Set task: Reproduce the listing below exactly, minus its pictures.

Collected data:
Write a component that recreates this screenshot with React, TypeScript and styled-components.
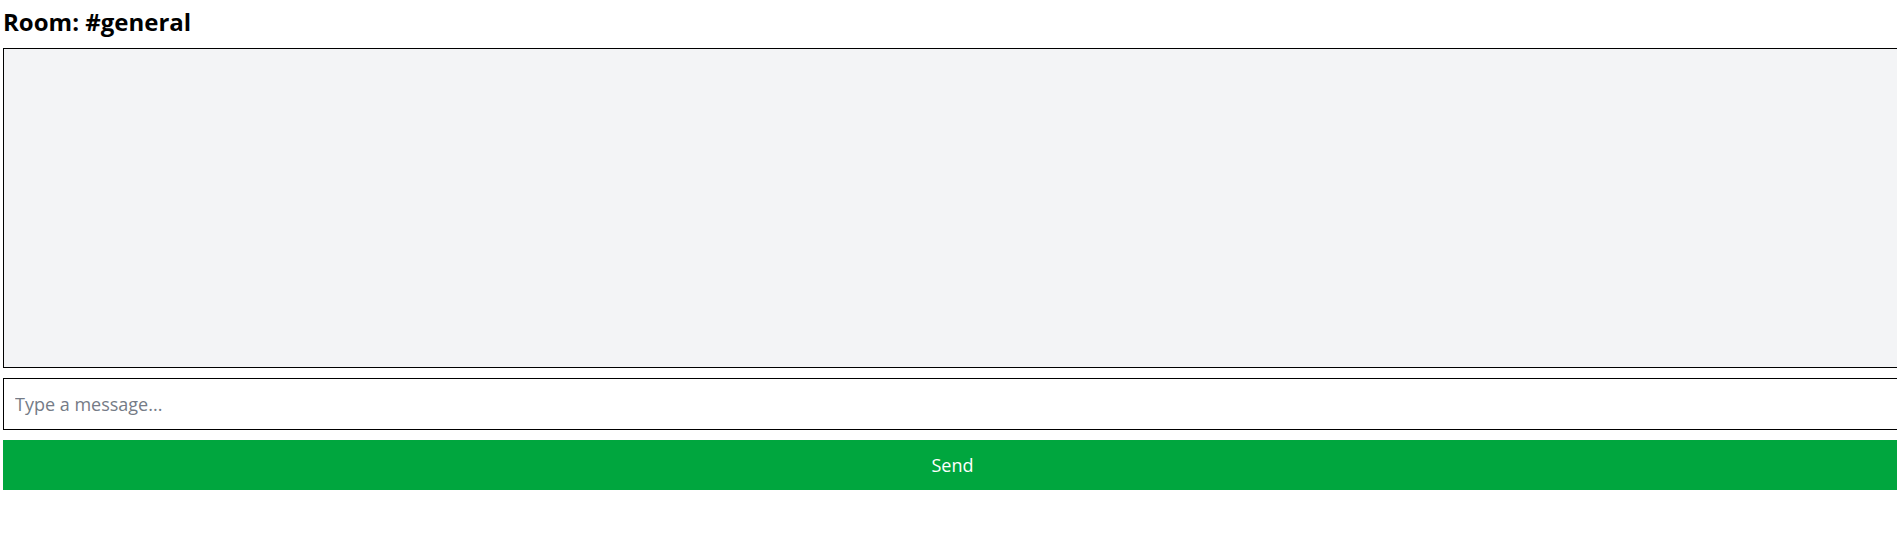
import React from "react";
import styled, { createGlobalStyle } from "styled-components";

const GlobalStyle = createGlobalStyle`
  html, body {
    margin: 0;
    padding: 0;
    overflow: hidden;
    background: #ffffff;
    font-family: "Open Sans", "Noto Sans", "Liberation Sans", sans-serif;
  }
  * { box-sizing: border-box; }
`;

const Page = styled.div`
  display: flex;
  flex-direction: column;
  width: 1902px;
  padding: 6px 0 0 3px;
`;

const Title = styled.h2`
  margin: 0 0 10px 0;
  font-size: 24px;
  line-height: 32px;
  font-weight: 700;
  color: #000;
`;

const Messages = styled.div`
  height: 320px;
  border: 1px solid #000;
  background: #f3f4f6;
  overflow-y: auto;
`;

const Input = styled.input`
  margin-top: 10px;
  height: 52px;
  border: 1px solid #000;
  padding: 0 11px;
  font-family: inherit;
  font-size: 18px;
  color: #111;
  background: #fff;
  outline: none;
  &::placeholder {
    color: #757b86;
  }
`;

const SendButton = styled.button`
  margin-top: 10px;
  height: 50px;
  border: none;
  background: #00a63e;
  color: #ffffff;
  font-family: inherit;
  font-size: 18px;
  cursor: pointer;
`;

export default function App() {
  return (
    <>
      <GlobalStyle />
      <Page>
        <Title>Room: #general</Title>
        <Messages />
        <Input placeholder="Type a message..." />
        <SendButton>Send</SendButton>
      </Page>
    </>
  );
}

In response:
Write a component that recreates this screenshot with React, TypeScript and styled-components.
import React from "react";
import styled, { createGlobalStyle } from "styled-components";

const GlobalStyle = createGlobalStyle`
  html, body {
    margin: 0;
    padding: 0;
    overflow: hidden;
    background: #ffffff;
    font-family: "Open Sans", "Noto Sans", "Liberation Sans", sans-serif;
  }
  * { box-sizing: border-box; }
`;

const Page = styled.div`
  display: flex;
  flex-direction: column;
  width: 1902px;
  padding: 6px 0 0 3px;
`;

const Title = styled.h2`
  margin: 0 0 10px 0;
  font-size: 24px;
  line-height: 32px;
  font-weight: 700;
  color: #000;
`;

const Messages = styled.div`
  height: 320px;
  border: 1px solid #000;
  background: #f3f4f6;
  overflow-y: auto;
`;

const Input = styled.input`
  margin-top: 10px;
  height: 52px;
  border: 1px solid #000;
  padding: 0 11px;
  font-family: inherit;
  font-size: 18px;
  color: #111;
  background: #fff;
  outline: none;
  &::placeholder {
    color: #757b86;
  }
`;

const SendButton = styled.button`
  margin-top: 10px;
  height: 50px;
  border: none;
  background: #00a63e;
  color: #ffffff;
  font-family: inherit;
  font-size: 18px;
  cursor: pointer;
`;

export default function App() {
  return (
    <>
      <GlobalStyle />
      <Page>
        <Title>Room: #general</Title>
        <Messages />
        <Input placeholder="Type a message..." />
        <SendButton>Send</SendButton>
      </Page>
    </>
  );
}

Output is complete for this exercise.